Challenger Steve Martin, a lawyer who served on the council from 1994-2003, also focused on development issues. He said that large projects approved by the current council, such as the redevelopment of Movietown Plaza on Santa Monica Boulevard on the city’s Eastside, would add to traffic problems. He also questioned the rationale for the council’s agreement to reduce the parking space requirements at the proposed Sunset Millennium and Marriott Edition hotel projects. Challenger Nick Garzilli, whose business is transportation technology, advocated the city dedicate itself to a privately funded system of solar powered transportation pods that would run on tracks above the streets. Garzilli managed to work the transportation pods into his answer to virtually every question posed during the debate, eventually sparking laughter in the audience.
Martin also attacked the “development agreements,” in which City Hall approves development projects with special conditions, saying they are a “bane” and an “invitation for corruption” in that they allow City Hall and developers to circumvents the city’s general plan.
Martin and Christopher Landavazo, a Los Angeles Sheriff’s Department deputy who is in the council race, also questioned lobbyist Steve Afriat’s role in city politics. They noted that he is a top land-use lobbyist for real estate interests, including the Pacific Design Center, and also serves as the campaign manager for both Duran and Prang. Martin said Duran and Prang were “in bed and knocked up” with Afriat. Borelli and Martin were joined by challenger Tristan Schukraft, a technology entrepreneur, in questioning whether City Council members and administrators were really unaware of a proposal, recently revealed by WEHOville, for Pacific Design Center owner Charles Cohen to develop the MTA bus yard lot on Santa Monica Boulevard in the heart of the city’s Boystown. That proposal has sparked fierce criticism from council members and residents, who say it will cause traffic congestion.
Borelli bemoaned what he called the gentrification of West Hollywood, saying young people are priced out of the rental market. Schukraft suggested approving construction of 250-square-foot “micro-unit” apartments as a solution to high rents.
Borelli said the City Council’s recent creation of a new Eastside Task Force was tantamount to admitting it has neglected the Eastside of West Hollywood.
Mayor Prang, while saying he regretted voting to approve the controversial $41 million Plummer Park redesign, which has since been shelved due to public outcry, defended the council’s development decisions. Both he and Duran noted they had co-authored a 2008 ordinance that curtailed destruction of rent-control apartment buildings to help preserve neighborhoods and retain residents who might have been priced out of the luxury condominiums that usually replace aging buildings. Prang and Duran defended special “development agreements,” saying they are never approved unless they provide a genuine public benefit. Duran said that development agreements are rarely used, while Prang said he would work to restrain their use and tighten conditions for approval.
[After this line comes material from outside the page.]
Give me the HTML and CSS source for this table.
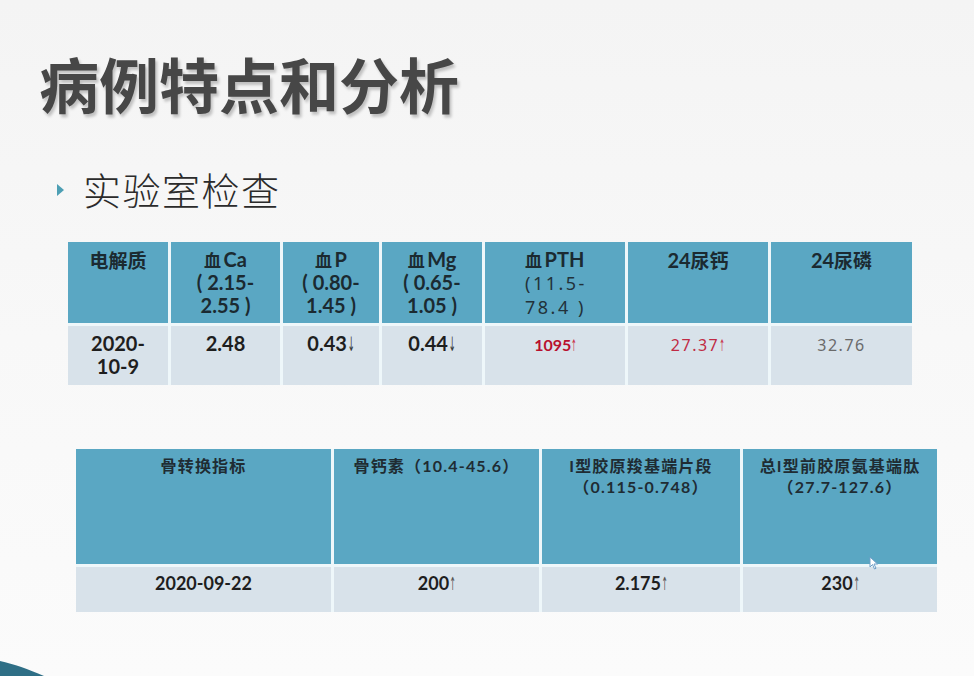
FILE: index.html
```html
<!DOCTYPE html>
<html lang="zh-CN">
<head>
<meta charset="utf-8">
<title>病例特点和分析</title>
<link rel="stylesheet" href="styles.css">
</head>
<body>
<div class="slide">
  <h1 class="title">病例特点和分析</h1>
  <div class="sub">
    <span class="bullet"></span>
    <span class="sub-text">实验室检查</span>
  </div>

  <div class="t1">
    <div class="h"><span class="cjk big">电解质</span></div>
    <div class="h"><span class="cjk">血</span>Ca<br>( 2.15-<br>2.55 )</div>
    <div class="h"><span class="cjk">血</span>P<br>( 0.80-<br>1.45 )</div>
    <div class="h"><span class="cjk">血</span>Mg<br>( 0.65-<br>1.05 )</div>
    <div class="h pth"><span class="cjk">血</span>PTH<br><span class="thin">(11.5-<br>78.4 )</span></div>
    <div class="h">24<span class="cjk big">尿钙</span></div>
    <div class="h">24<span class="cjk big">尿磷</span></div>

    <div class="d">2020-<br>10-9</div>
    <div class="d">2.48</div>
    <div class="d">0.43<span class="arr">↓</span></div>
    <div class="d">0.44<span class="arr">↓</span></div>
    <div class="d"><span class="red-b">1095<span class="arr">↑</span></span></div>
    <div class="d"><span class="red-r">27.37<span class="arr">↑</span></span></div>
    <div class="d"><span class="gray-r">32.76</span></div>
  </div>

  <div class="t2">
    <div class="h">骨转换指标</div>
    <div class="h">骨钙素（10.4-45.6）</div>
    <div class="h">I型胶原羧基端片段<br>（0.115-0.748）</div>
    <div class="h">总I型前胶原氨基端肽<br>（27.7-127.6）</div>

    <div class="d">2020-09-22</div>
    <div class="d">200<span class="arr">↑</span></div>
    <div class="d">2.175<span class="arr">↑</span></div>
    <div class="d">230<span class="arr">↑</span></div>
  </div>

  <svg class="corner" width="50" height="15" viewBox="0 0 50 15" aria-hidden="true">
    <path d="M0 0 C 14 3, 28 8, 44 15 L 0 15 Z" fill="#2f6f86"/>
  </svg>
  <svg class="cursor" width="10" height="14" viewBox="0 0 10 14" aria-hidden="true">
    <path d="M1 1 L1 11 L3.5 8.5 L5.5 13 L7 12.3 L5 8 L8.5 8 Z" fill="#ffffff" stroke="#6f9fc8" stroke-width="1"/>
  </svg>
</div>
</body>
</html>
```
FILE: styles.css
```css
html, body {
  margin: 0;
  padding: 0;
}
body {
  width: 974px;
  height: 676px;
  overflow: hidden;
  background: #f7f7f7;
  font-family: "Lato", "Noto Sans CJK SC", sans-serif;
}
.slide {
  position: relative;
  width: 974px;
  height: 676px;
  background: linear-gradient(180deg, #f4f4f4 0%, #f8f8f8 50%, #fbfbfb 100%);
  overflow: hidden;
}
.title {
  margin: 0;
  padding: 52px 0 0 39px;
  font-family: "Noto Sans CJK SC", sans-serif;
  font-size: 60px;
  line-height: 62px;
  font-weight: 700;
  color: #474747;
  text-shadow: 2px 3px 3px rgba(0, 0, 0, 0.22);
}
.sub {
  display: flex;
  align-items: center;
  margin: 54px 0 0 57px;
  height: 42px;
}
.bullet {
  width: 0;
  height: 0;
  border-top: 6px solid transparent;
  border-bottom: 6px solid transparent;
  border-left: 7px solid #4d9fb4;
  margin-right: 19px;
  margin-top: 2px;
}
.sub-text {
  font-family: "Noto Sans CJK SC", sans-serif;
  font-weight: 300;
  font-size: 38px;
  line-height: 42px;
  letter-spacing: 1.5px;
  color: #2b2b2b;
}
.t1 {
  display: grid;
  grid-template-columns: 100px 109px 96px 100px 140px 140px 141px;
  grid-template-rows: 81px 59px;
  gap: 3px;
  margin: 32px 0 0 68px;
  width: 844px;
}
.t2 {
  display: grid;
  grid-template-columns: 255px 205px 198px 194px;
  grid-template-rows: 115px 45px;
  gap: 3px;
  margin: 64px 0 0 76px;
  width: 861px;
}
.t1, .t2 {
  background: #eef7fa;
}
.h {
  background: #5aa7c3;
  color: #1b2a31;
  text-align: center;
  font-weight: 700;
}
.d {
  background: #d8e2ea;
  color: #1e1e1e;
  text-align: center;
  font-weight: 700;
}
.t1 .h, .t1 .d {
  font-size: 20px;
  line-height: 23px;
  padding-top: 6px;
}
.t1 .cjk {
  font-size: 17px;
  letter-spacing: 2.5px;
  font-family: "Noto Sans CJK SC", sans-serif;
}
.t1 .cjk.big {
  font-size: 19px;
  letter-spacing: 1.5px;
}
.t1 .h .cjk:last-child {
  letter-spacing: 0;
}
.t1 .pth {
  text-align: left;
  padding-left: 40px;
}
.thin {
  font-family: "Noto Sans", sans-serif;
  font-size: 18px;
  font-weight: 400;
  letter-spacing: 2.5px;
  color: #22323a;
}
.arr {
  display: inline-block;
  font-family: "DejaVu Sans", sans-serif;
  font-weight: 400;
  font-size: 1em;
  transform: scaleX(0.42);
  margin: 0 -5px 0 -4px;
  color: #3a3a3a;
}
.red-b {
  color: #b8102e;
  font-size: 16px;
  font-weight: 700;
}
.red-b .arr, .red-r .arr {
  color: #c9344e;
}
.red-r {
  font-family: "Noto Sans", sans-serif;
  color: #c02a44;
  font-size: 16px;
  font-weight: 400;
  letter-spacing: 1.5px;
}
.gray-r {
  font-family: "Noto Sans", sans-serif;
  color: #6a6a6a;
  font-size: 16px;
  font-weight: 400;
  letter-spacing: 1.5px;
}
.t2 .h {
  font-size: 16px;
  line-height: 21px;
  padding-top: 6px;
  letter-spacing: 1.2px;
  color: #1f2c33;
}
.t2 .d {
  font-size: 18px;
  line-height: 22px;
  padding-top: 5px;
  font-weight: 700;
}
.t2 .d .arr {
  color: #555;
}
.corner {
  position: absolute;
  left: 0;
  bottom: 0;
}
.cursor {
  position: absolute;
  left: 869px;
  top: 556px;
}
```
Prang disputed Borelli’s contention that the City Council has ignored the Eastside, saying it has spent more on redevelopment and improvements there than on the Westside. Prang called the Eastside a success story, noting that prostitution and drug use are down. Duran said the Eastside is not blighted and that it has many beautiful neighborhoods.
Responding to complaints that real estate development has caused traffic problems in West Hollywood, Duran said pass-through traffic causes most of the congestion. He mentioned the opposing needs of speeding up traffic to help get people through the city quickly and slowing down traffic for public safety concerns.
In other matters, Borelli criticized City Hall for failing to implement a nighttime shuttle to take residents to Boystown and the Sunset Strip. Landavazo said better signage directing drivers to the city’s parking structures is needed.
The issue of public safety was raised by several challengers, with Landavazo advocating having deputies walk a beat to get to know the community better. Challenger Rusty Wiggs asked for more foot patrols and an increased sheriff’s budget. Challenger Tom DeMille pushed for better lighting on residential streets and increased bike patrols by deputies. Martin also suggested more law enforcement in residential areas. In perhaps the most surprising proposal by a candidate running for office in a famously liberal city, Garzilli advocated “conceal carry groups,” essentially citizens authorized to carry concealed guns, to improve public safety.
Prang and Duran both said the city is incredibly safe, Duran pointing out the sheriff’s response time is significantly better than that of the Los Angeles Police Department.